В 1871 г. была впервые опубликована философская работа Лабриолы. Это была конкурсная работа, получившая первую премию неаполитанской Академии моральных и политических наук, – «Учение Сократа по Ксенофонту, Платону и Аристотелю». В этой монографии заметен интерес автора к моральным и психологическим проблемам, рассматриваемым в плане взаимодействия личности и общества. Лабриола стремился постичь Сократа как «естественный продукт афинской культуры и жизни» [62, т. II, с. 34] и в то же время проникнуть в его индивидуальную психологию как человека, пытающегося «компенсировать достижением внутренней убежденности нравственную неуравновешенность, возникшую вследствие произвольных тенденций его современников» [там же, с. 89].

Здесь перед Лабриолой естественно встал вопрос о мере индивидуальных возможностей, индивидуальной свободы человека по отношению к требованиям и воздействиям общества. Исследованию этого вопроса и были посвящены последующие философские работы Лабриолы – «О моральной свободе» (1873), «Мораль и религия» (1873), «О понятии свободы» (1878). Лабриола объявил себя сторонником психологии и этики Гербарта, но оговаривался, что «не дает обета запереться в системе как в некой тюрьме» [62, т. III, с. 4]. Действительно, у Гербарта, так же как ранее у Гегеля, Лабриола взял лишь некоторые общие принципы, общую направленность мысли, в данном случае ее движение от философии к психологии и от индивидуальной психологии – к общественной. Важный философский вывод, к которому Лабриола пришел с помощью Гербарта, заключался в том, что о свободе бесполезно рассуждать вообще, ее надо исследовать на уровне конкретной науки психологии, изучающей мотивы человеческого поведения. При этом Лабриола, отвергая как идеалистический индетерминизм, так и «механический внешний детерминизм» вульгарных материалистов Бюхнера и Молешотта, искал более тонкую форму детерминизма, учитывающего и требования морали, и закономерности внутренней жизни. Исследования учеников Гербарта Штейнталя, Лацаруса, Дробиша по психологии народов и моральной статистике показывают, писал Лабриола, что «так называемые произвольные действия людей обнаруживают большое постоянство» [там же, с 32]. Следовательно, эти действия могут быть объяснены, и для их объяснения необходимо привлечь всю совокупность общественных опосредований между индивидуумом и моральным идеалом – школу, церковь, систему наказаний и вознаграждений, правительство, общественное мнение, технические и научные средства и т.д. В этих «общественных опосредованиях» Лабриола видел реальные возможности для практических действий в направлении «усовершенствования человека» [там же, с. 110].
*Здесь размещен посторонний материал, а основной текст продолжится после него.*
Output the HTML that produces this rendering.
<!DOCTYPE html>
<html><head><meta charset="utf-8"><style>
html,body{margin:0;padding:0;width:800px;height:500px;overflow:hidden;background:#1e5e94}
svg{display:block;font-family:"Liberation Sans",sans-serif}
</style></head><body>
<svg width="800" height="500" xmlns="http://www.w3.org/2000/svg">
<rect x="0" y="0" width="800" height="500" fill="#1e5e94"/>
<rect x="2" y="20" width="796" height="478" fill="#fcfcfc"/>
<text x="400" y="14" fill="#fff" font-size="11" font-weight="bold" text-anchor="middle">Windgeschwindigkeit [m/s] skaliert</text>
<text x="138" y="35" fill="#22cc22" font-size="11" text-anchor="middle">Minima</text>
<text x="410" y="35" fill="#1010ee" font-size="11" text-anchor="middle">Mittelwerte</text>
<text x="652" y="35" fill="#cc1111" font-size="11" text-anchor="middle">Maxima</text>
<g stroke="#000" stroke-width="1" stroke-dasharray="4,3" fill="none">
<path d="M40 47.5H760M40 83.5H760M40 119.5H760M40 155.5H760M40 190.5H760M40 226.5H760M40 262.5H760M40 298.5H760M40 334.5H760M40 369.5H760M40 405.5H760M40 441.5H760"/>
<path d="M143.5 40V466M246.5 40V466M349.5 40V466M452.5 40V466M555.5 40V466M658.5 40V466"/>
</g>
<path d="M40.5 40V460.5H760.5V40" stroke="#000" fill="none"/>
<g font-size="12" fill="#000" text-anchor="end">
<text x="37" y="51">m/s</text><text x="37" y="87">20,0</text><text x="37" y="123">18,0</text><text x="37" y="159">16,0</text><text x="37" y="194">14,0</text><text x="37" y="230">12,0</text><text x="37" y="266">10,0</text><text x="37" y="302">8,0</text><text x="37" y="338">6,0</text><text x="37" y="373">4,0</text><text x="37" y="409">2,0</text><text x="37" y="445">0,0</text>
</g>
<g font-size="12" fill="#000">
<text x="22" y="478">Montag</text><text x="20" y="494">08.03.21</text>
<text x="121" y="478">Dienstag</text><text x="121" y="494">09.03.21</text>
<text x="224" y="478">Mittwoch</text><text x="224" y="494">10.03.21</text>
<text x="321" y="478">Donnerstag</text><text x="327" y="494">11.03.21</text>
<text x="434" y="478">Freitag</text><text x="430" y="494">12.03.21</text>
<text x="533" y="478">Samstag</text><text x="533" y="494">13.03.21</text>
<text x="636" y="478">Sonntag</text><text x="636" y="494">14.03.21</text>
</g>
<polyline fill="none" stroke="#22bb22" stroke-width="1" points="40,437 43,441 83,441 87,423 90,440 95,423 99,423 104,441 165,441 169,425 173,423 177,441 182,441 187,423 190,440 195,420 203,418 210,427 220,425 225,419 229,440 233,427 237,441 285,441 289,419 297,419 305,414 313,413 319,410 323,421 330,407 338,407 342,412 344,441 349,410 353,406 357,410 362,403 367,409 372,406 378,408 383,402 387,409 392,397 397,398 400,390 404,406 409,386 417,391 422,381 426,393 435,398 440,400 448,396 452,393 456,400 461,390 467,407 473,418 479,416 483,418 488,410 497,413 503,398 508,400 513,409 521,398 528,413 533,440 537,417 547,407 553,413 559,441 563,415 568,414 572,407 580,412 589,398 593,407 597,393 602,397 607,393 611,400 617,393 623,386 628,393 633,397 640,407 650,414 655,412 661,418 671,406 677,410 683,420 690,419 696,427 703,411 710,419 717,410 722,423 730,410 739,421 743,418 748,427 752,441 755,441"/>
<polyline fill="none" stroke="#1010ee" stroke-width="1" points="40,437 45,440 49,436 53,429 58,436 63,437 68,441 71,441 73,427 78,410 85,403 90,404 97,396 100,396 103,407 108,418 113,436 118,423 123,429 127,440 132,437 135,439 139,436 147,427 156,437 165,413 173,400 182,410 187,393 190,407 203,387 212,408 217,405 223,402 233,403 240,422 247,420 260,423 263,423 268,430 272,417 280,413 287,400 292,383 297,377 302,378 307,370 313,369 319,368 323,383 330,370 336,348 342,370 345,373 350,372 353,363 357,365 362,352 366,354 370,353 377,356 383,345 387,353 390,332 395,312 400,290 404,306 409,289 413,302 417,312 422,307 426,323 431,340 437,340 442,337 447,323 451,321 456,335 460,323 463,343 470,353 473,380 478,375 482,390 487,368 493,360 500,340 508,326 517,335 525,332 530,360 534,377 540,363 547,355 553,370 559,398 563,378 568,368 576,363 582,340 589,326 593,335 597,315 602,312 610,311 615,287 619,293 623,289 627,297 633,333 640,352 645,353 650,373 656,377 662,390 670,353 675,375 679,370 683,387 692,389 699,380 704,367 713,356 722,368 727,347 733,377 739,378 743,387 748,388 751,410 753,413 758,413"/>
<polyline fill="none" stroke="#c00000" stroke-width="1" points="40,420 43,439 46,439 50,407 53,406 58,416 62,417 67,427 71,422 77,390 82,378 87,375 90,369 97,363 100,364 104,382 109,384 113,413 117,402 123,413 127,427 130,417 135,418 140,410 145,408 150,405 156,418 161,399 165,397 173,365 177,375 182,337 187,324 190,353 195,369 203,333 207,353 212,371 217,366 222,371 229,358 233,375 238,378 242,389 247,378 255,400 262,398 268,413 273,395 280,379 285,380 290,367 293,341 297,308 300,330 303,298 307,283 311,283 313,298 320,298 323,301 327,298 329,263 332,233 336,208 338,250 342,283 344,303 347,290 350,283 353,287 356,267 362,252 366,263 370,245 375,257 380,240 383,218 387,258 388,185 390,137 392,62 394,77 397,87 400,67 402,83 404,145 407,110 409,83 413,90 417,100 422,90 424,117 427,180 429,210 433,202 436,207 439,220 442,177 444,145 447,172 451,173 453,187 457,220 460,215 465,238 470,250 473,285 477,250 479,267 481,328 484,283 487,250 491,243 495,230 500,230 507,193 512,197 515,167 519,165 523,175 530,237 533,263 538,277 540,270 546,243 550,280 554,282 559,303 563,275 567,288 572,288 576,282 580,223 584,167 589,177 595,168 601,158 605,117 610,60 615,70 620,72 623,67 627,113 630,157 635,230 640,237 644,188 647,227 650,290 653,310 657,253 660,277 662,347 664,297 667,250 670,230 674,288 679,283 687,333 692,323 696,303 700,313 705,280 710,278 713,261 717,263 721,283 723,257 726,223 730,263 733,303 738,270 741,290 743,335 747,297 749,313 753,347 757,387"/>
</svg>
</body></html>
Как мы видим, Лабриола самостоятельно и весьма своеобразным путем приближался к материалистическому пониманию общества. Но как справедливо подчеркивают современные итальянские марксисты, этот путь вовсе не являлся «чисто теоретическим». Вопреки распространившимся впоследствии представлениям о Лабриоле как о кабинетном философе, оторванном от жизни, он не только живо интересовался происходящими вокруг событиями, но и активно выступал как публицист и общественный деятель.
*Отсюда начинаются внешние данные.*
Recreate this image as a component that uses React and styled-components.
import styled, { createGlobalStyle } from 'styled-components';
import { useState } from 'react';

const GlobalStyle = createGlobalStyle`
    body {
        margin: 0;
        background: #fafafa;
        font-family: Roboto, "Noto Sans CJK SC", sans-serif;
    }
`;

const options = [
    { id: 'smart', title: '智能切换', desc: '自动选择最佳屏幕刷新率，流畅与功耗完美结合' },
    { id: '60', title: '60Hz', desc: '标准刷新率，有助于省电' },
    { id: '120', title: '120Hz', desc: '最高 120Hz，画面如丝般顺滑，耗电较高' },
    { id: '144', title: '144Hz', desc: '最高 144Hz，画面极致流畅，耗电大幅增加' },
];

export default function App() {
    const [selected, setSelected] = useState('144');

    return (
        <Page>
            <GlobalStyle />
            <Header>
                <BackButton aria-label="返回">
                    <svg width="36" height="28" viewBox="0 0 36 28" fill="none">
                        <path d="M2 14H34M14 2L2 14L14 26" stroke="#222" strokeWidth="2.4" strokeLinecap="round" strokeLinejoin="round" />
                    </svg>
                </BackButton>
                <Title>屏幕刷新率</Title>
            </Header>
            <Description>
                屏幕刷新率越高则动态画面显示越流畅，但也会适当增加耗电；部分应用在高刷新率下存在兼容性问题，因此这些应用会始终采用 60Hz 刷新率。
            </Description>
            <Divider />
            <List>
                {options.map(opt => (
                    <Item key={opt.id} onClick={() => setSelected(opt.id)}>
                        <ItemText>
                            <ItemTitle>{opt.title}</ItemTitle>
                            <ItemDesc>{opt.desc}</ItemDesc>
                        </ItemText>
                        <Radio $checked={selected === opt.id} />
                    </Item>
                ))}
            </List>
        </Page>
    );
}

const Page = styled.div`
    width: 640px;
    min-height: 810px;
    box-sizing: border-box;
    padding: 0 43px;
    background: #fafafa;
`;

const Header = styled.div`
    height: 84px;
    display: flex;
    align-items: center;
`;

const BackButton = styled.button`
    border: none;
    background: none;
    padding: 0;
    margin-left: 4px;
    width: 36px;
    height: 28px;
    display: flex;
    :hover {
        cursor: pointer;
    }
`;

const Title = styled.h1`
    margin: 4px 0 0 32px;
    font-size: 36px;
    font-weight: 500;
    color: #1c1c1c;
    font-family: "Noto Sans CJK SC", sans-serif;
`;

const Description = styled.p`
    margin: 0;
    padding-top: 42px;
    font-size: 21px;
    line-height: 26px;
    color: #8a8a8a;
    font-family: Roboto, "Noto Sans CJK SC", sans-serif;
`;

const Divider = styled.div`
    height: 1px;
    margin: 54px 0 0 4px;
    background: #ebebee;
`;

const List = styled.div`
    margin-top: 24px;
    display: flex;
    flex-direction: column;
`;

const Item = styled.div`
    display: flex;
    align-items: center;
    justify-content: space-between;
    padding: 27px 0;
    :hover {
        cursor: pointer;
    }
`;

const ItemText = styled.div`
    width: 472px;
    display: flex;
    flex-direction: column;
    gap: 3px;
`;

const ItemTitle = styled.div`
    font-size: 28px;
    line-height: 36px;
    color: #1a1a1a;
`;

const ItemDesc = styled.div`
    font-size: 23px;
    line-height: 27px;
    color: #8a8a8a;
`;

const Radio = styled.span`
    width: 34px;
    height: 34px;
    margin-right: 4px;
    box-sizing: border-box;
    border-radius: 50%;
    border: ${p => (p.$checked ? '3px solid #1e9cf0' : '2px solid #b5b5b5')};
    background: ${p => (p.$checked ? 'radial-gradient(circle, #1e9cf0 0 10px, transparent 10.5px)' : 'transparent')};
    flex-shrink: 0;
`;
В 1871 г. Лабриола стал приват-доцентом Неаполитанского университета, а в 1874 г. – профессором философии Римского университета (им он оставался до конца своих дней). Как раз в эти годы его политические взгляды быстро эволюционируют от либеральных к радикальным, а затем к социалистическим. «Когда я приехал в Рим в качестве профессора, – писал Лабриола Энгельсу в апреле 1890 г., – я был бессознательным социалистом и ярым противником индивидуализма, правда, лишь из отвлеченных соображений. Потом я изучал государственное право, административное право и народное хозяйство (в итальянском оригинале – политическую экономию. – Авт.) и около 1879 – 1880 гг. я уже почти совсем сделался решительным сторонником социалистических воззрений; правда, я больше исходил из общего исторического миросозерцания, чем внутренне руководился личным действенным убеждением. Медленное и непрерывное приближение к действительным проблемам жизни, брезгливость к политической коррупции, общение с рабочими постепенно превратили научного социалиста in abstracto в действительного социал-демократа» [38, с. 41 – 42].
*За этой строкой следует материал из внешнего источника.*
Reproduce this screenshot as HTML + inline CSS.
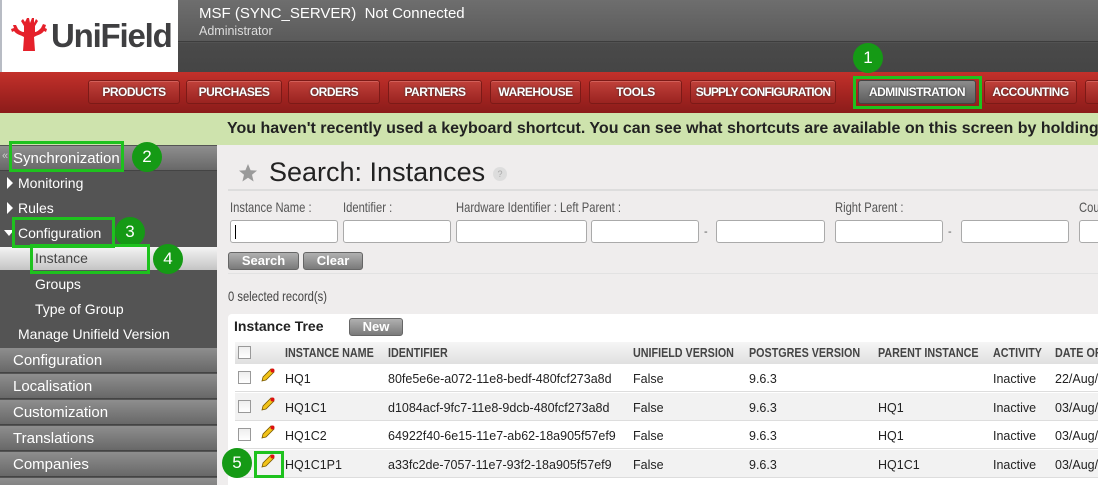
<!DOCTYPE html>
<html><head><meta charset="utf-8"><style>
*{box-sizing:border-box;margin:0;padding:0}
html,body{width:1098px;height:485px;overflow:hidden}
body{position:relative;background:#efeded;font-family:"Liberation Sans",Arial,sans-serif}
.a{position:absolute}
.btn{position:absolute;top:80px;height:24px;border-radius:3px;background:linear-gradient(#c0413a,#9a2320);border:1px solid #7c1a17;box-shadow:inset 0 1px 0 #d2605a;color:#fff;font-weight:bold;font-size:12px;text-align:center;line-height:22px;text-shadow:0 0 2px #333;letter-spacing:-0.5px;white-space:nowrap;overflow:hidden}
.sb{position:absolute;left:0;width:217px;height:25px;background:linear-gradient(#8e8e8e,#686868);border-bottom:1px solid #444;color:#fff;font-size:15px;line-height:25px;padding-left:13px}
.si{position:absolute;color:#fff;font-size:14px}
.tri{position:absolute;width:0;height:0}
.lab{position:absolute;top:199px;font-size:14px;color:#555;transform:scaleX(.8);transform-origin:left;white-space:nowrap}
.inp{position:absolute;top:220px;height:23px;background:#fff;border:1px solid #aaa;border-radius:3px}
.gb{position:absolute;border:3px solid #1ec21e}
.gc{position:absolute;width:30px;height:30px;border-radius:50%;background:#159a15;color:#fff;font-size:17px;text-align:center;line-height:30px}
.row{position:absolute;left:235px;width:863px;height:28px;border-bottom:1px solid #ddd;font-size:12.5px;color:#222}
.row span{position:absolute;top:8px}
.cb{position:absolute;left:3px;top:7px;width:13px;height:13px;border:1px solid #999;background:linear-gradient(#eee,#fff)}
.pen{position:absolute;left:26px;top:4px}
.th{position:absolute;top:346px;font-size:12.5px;font-weight:bold;color:#444;transform:scaleX(.86);transform-origin:left;white-space:nowrap}
.gbtn{position:absolute;height:18px;border-radius:3px;background:linear-gradient(#b0b0b0,#7a7a7a);border:1px solid #666;color:#fff;font-weight:bold;font-size:13px;text-align:center;line-height:16px}
</style></head><body>
<div class="a" style="left:0;top:0;width:178px;height:72px;background:#fff;border-left:2px solid #b8bcc4"></div>
<svg class="a" style="left:11px;top:17px" width="36" height="34" viewBox="0 0 36 34"><g fill="#e5202a"><path d="M12 34 L13 20 C10 18 6 18 3 14 L1 15 L0 12 L3 11 L2 8 L5 8 L7 12 C9 14 11 15 13 15 L13 9 L10 4 L12 2 L14 5 L16 1 L18 1 L19 6 L21 1 L23 1 L23 6 L25 2 L27 4 L24 9 L24 15 C26 15 28 13 30 11 L32 7 L35 8 L34 11 L36 12 L35 15 L33 14 C30 18 26 18 23 20 L24 34 Z"/></g></svg>
<div class="a" style="left:51px;top:17px;font-size:33px;font-weight:bold;color:#3f3f41;letter-spacing:-1.2px">UniField</div>
<div class="a" style="left:178px;top:0;width:920px;height:72px;background:linear-gradient(#6e6e6e 0,#5a5a5a 42px,#4a4a4a 43px,#454545 72px)"></div>
<div class="a" style="left:178px;top:41px;width:920px;height:1px;background:#3d3d3d"></div>
<div class="a" style="left:199px;top:5px;color:#fff;font-size:15px">MSF (SYNC_SERVER)&nbsp; Not Connected</div>
<div class="a" style="left:199px;top:24px;color:#ddd;font-size:12.5px">Administrator</div>
<div class="a" style="left:0;top:72px;width:1098px;height:41px;background:linear-gradient(#c3312b,#a12320 60%,#8b1c1a)"></div>
<div class="btn" style="left:88px;width:92px">PRODUCTS</div>
<div class="btn" style="left:186px;width:96px">PURCHASES</div>
<div class="btn" style="left:288px;width:92px">ORDERS</div>
<div class="btn" style="left:388px;width:94px">PARTNERS</div>
<div class="btn" style="left:490px;width:91px">WAREHOUSE</div>
<div class="btn" style="left:589px;width:93px">TOOLS</div>
<div class="btn" style="left:690px;width:146px;letter-spacing:-0.8px">SUPPLY CONFIGURATION</div>
<div class="btn" style="left:858px;width:118px;background:linear-gradient(#8c8c8c,#5d5d5d);border-color:#444;box-shadow:none">ADMINISTRATION</div>
<div class="btn" style="left:984px;width:93px">ACCOUNTING</div>
<div class="btn" style="left:1085px;width:30px"></div>
<div class="gb" style="left:853px;top:76px;width:129px;height:33px"></div>
<div class="gc" style="left:853px;top:43px">1</div>
<div class="a" style="left:0;top:113px;width:1098px;height:32px;background:#cee3ad"></div>
<div class="a" style="left:227px;top:120px;font-size:16px;font-weight:bold;color:#222;white-space:nowrap">You haven't recently used a keyboard shortcut. You can see what shortcuts are available on this screen by holding</div>
<div class="a" style="left:0;top:145px;width:217px;height:340px;background:#545454"></div>
<div class="sb" style="top:146px">Synchronization</div>
<div class="a" style="left:2px;top:150px;color:#ccc;font-size:11px">«</div>
<div class="tri" style="left:7px;top:177px;border-left:6px solid #fff;border-top:6px solid transparent;border-bottom:6px solid transparent"></div><div class="si" style="left:18px;top:175px">Monitoring</div>
<div class="tri" style="left:7px;top:202px;border-left:6px solid #fff;border-top:6px solid transparent;border-bottom:6px solid transparent"></div><div class="si" style="left:18px;top:200px">Rules</div>
<div class="tri" style="left:4px;top:230px;border-top:6px solid #fff;border-left:5px solid transparent;border-right:5px solid transparent"></div><div class="si" style="left:18px;top:225px">Configuration</div>
<div class="a" style="left:0;top:247px;width:217px;height:23px;background:linear-gradient(#f4f4f4,#c4c4c4)"></div>
<div class="si" style="left:35px;top:250px;color:#444">Instance</div>
<div class="si" style="left:35px;top:276px">Groups</div>
<div class="si" style="left:35px;top:301px">Type of Group</div>
<div class="si" style="left:18px;top:326px">Manage Unifield Version</div>
<div class="sb" style="top:348px">Configuration</div>
<div class="sb" style="top:374px">Localisation</div>
<div class="sb" style="top:400px">Customization</div>
<div class="sb" style="top:426px">Translations</div>
<div class="sb" style="top:452px">Companies</div>
<div class="sb" style="top:478px"></div>
<div class="gb" style="left:9px;top:141px;width:115px;height:31px"></div>
<div class="gc" style="left:132px;top:142px">2</div>
<div class="gb" style="left:12px;top:217px;width:103px;height:31px"></div>
<div class="gc" style="left:115px;top:217px">3</div>
<div class="gb" style="left:30px;top:244px;width:120px;height:30px"></div>
<div class="gc" style="left:153px;top:244px">4</div>
<svg class="a" style="left:238px;top:163px" width="20" height="20" viewBox="0 0 20 20"><path d="M10 1 L12.6 7.2 L19 7.6 L14 11.8 L15.6 18.5 L10 14.8 L4.4 18.5 L6 11.8 L1 7.6 L7.4 7.2Z" fill="#9a9a9a"/></svg>
<div class="a" style="left:269px;top:157px;font-size:27px;color:#222">Search: Instances</div>
<div class="a" style="left:493px;top:167px;width:14px;height:14px;border-radius:50%;background:#ddd;color:#aaa;font-size:9px;text-align:center;line-height:14px">?</div>
<div class="a" style="left:228px;top:189px;width:870px;height:2px;background:#ddd"></div>
<div class="lab" style="left:230px">Instance Name :</div>
<div class="lab" style="left:343px">Identifier :</div>
<div class="lab" style="left:456px">Hardware Identifier : Left Parent :</div>
<div class="lab" style="left:835px">Right Parent :</div>
<div class="lab" style="left:1079px">Cou</div>
<div class="inp" style="left:230px;width:108px"><div class="a" style="left:4px;top:4px;width:1px;height:14px;background:#000"></div></div>
<div class="inp" style="left:343px;width:108px"></div>
<div class="inp" style="left:456px;width:131px"></div>
<div class="inp" style="left:591px;width:108px"></div>
<div class="a" style="left:704px;top:226px;font-size:11px;color:#555">-</div>
<div class="inp" style="left:716px;width:109px"></div>
<div class="inp" style="left:835px;width:108px"></div>
<div class="a" style="left:948px;top:226px;font-size:11px;color:#555">-</div>
<div class="inp" style="left:961px;width:108px"></div>
<div class="inp" style="left:1079px;width:40px"></div>
<div class="gbtn" style="left:228px;top:252px;width:71px">Search</div>
<div class="gbtn" style="left:303px;top:252px;width:60px">Clear</div>
<div class="a" style="left:228px;top:273px;width:870px;height:1px;background:#e2e2e2"></div>
<div class="a" style="left:228px;top:288px;font-size:14px;color:#444;transform:scaleX(.8);transform-origin:left;white-space:nowrap">0 selected record(s)</div>
<div class="a" style="left:228px;top:314px;width:870px;height:171px;background:#fff;border-radius:4px 0 0 0"></div>
<div class="a" style="left:234px;top:318px;font-size:14px;font-weight:bold;color:#222">Instance Tree</div>
<div class="gbtn" style="left:349px;top:318px;width:54px;height:18px">New</div>
<div class="a" style="left:235px;top:342px;width:863px;height:22px;background:linear-gradient(#f6f6f6,#e0e0e0)"></div>
<div class="cb" style="left:238px;top:346px"></div>
<div class="th" style="left:285px">INSTANCE NAME</div>
<div class="th" style="left:388px">IDENTIFIER</div>
<div class="th" style="left:633px">UNIFIELD VERSION</div>
<div class="th" style="left:749px">POSTGRES VERSION</div>
<div class="th" style="left:878px">PARENT INSTANCE</div>
<div class="th" style="left:993px">ACTIVITY</div>
<div class="th" style="left:1055px">DATE OF</div>
<div class="row" style="top:364px;background:#fff"><div class="cb"></div><svg class="pen" width="14" height="14" viewBox="0 0 14 14"><path d="M1 13 L2 9 L10 1 L13 4 L5 12Z" fill="#f2c319" stroke="#7a5a00" stroke-width=".8"/><circle cx="11.5" cy="2.5" r="2" fill="#d11"/></svg><span style="left:50px">HQ1</span><span style="left:153px">80fe5e6e-a072-11e8-bedf-480fcf273a8d</span><span style="left:398px">False</span><span style="left:514px">9.6.3</span><span style="left:758px">Inactive</span><span style="left:820px">22/Aug/</span></div>
<div class="row" style="top:393px;background:#f2f2f2"><div class="cb"></div><svg class="pen" width="14" height="14" viewBox="0 0 14 14"><path d="M1 13 L2 9 L10 1 L13 4 L5 12Z" fill="#f2c319" stroke="#7a5a00" stroke-width=".8"/><circle cx="11.5" cy="2.5" r="2" fill="#d11"/></svg><span style="left:50px">HQ1C1</span><span style="left:153px">d1084acf-9fc7-11e8-9dcb-480fcf273a8d</span><span style="left:398px">False</span><span style="left:514px">9.6.3</span><span style="left:643px">HQ1</span><span style="left:758px">Inactive</span><span style="left:820px">03/Aug/</span></div>
<div class="row" style="top:421px;background:#fff"><div class="cb"></div><svg class="pen" width="14" height="14" viewBox="0 0 14 14"><path d="M1 13 L2 9 L10 1 L13 4 L5 12Z" fill="#f2c319" stroke="#7a5a00" stroke-width=".8"/><circle cx="11.5" cy="2.5" r="2" fill="#d11"/></svg><span style="left:50px">HQ1C2</span><span style="left:153px">64922f40-6e15-11e7-ab62-18a905f57ef9</span><span style="left:398px">False</span><span style="left:514px">9.6.3</span><span style="left:643px">HQ1</span><span style="left:758px">Inactive</span><span style="left:820px">03/Aug/</span></div>
<div class="row" style="top:450px;background:#f2f2f2"><div class="cb"></div><svg class="pen" width="14" height="14" viewBox="0 0 14 14"><path d="M1 13 L2 9 L10 1 L13 4 L5 12Z" fill="#f2c319" stroke="#7a5a00" stroke-width=".8"/><circle cx="11.5" cy="2.5" r="2" fill="#d11"/></svg><span style="left:50px">HQ1C1P1</span><span style="left:153px">a33fc2de-7057-11e7-93f2-18a905f57ef9</span><span style="left:398px">False</span><span style="left:514px">9.6.3</span><span style="left:643px">HQ1C1</span><span style="left:758px">Inactive</span><span style="left:820px">03/Aug/</span></div>
<div class="row" style="top:479px;height:6px;background:#fff;border:0"></div>
<div class="gb" style="left:254px;top:451px;width:30px;height:27px"></div>
<div class="gc" style="left:222px;top:448px">5</div>
</body></html>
Здесь следует уточнить, что, говоря о себе как о научном социалисте еще до усвоения марксистского учения, Лабриола употреблял понятие научности в слишком широком смысле. Несомненно, что Лабриола стремился к научной строгости во всей своей теоретической деятельности. Это для него означало – не принимать на веру никакие спекулятивные построения, подвергать всесторонней критике любые теории и исходить лишь из твердо установленных фактов и закономерностей. Подобный подход Лабриола проводил и в своих педагогических сочинениях – «О преподавании истории» (1876), «Об организации народной школы в различных странах» (1886), «О народной школе» (1888), «Университет и свобода науки» (1897). Он прослеживается в его философских работах как домарксистского, так и марксистского периода, образуя связующую нить между ними (недаром Лабриола предлагал называть марксистское учение «критическим коммунизмом») [см. 22, с. 16]. Однако само представление, что можно быть научным или, вернее, абстрактно-научным социалистом, не будучи марксистом, говорит о том, что Лабриола, перейдя в 1889 – 1890 гг. на марксистские позиции, еще не вполне осознал всю принципиальную новизну этого учения. Понять это ему в значительной мере помогла начавшаяся в 1890 г. переписка с Энгельсом.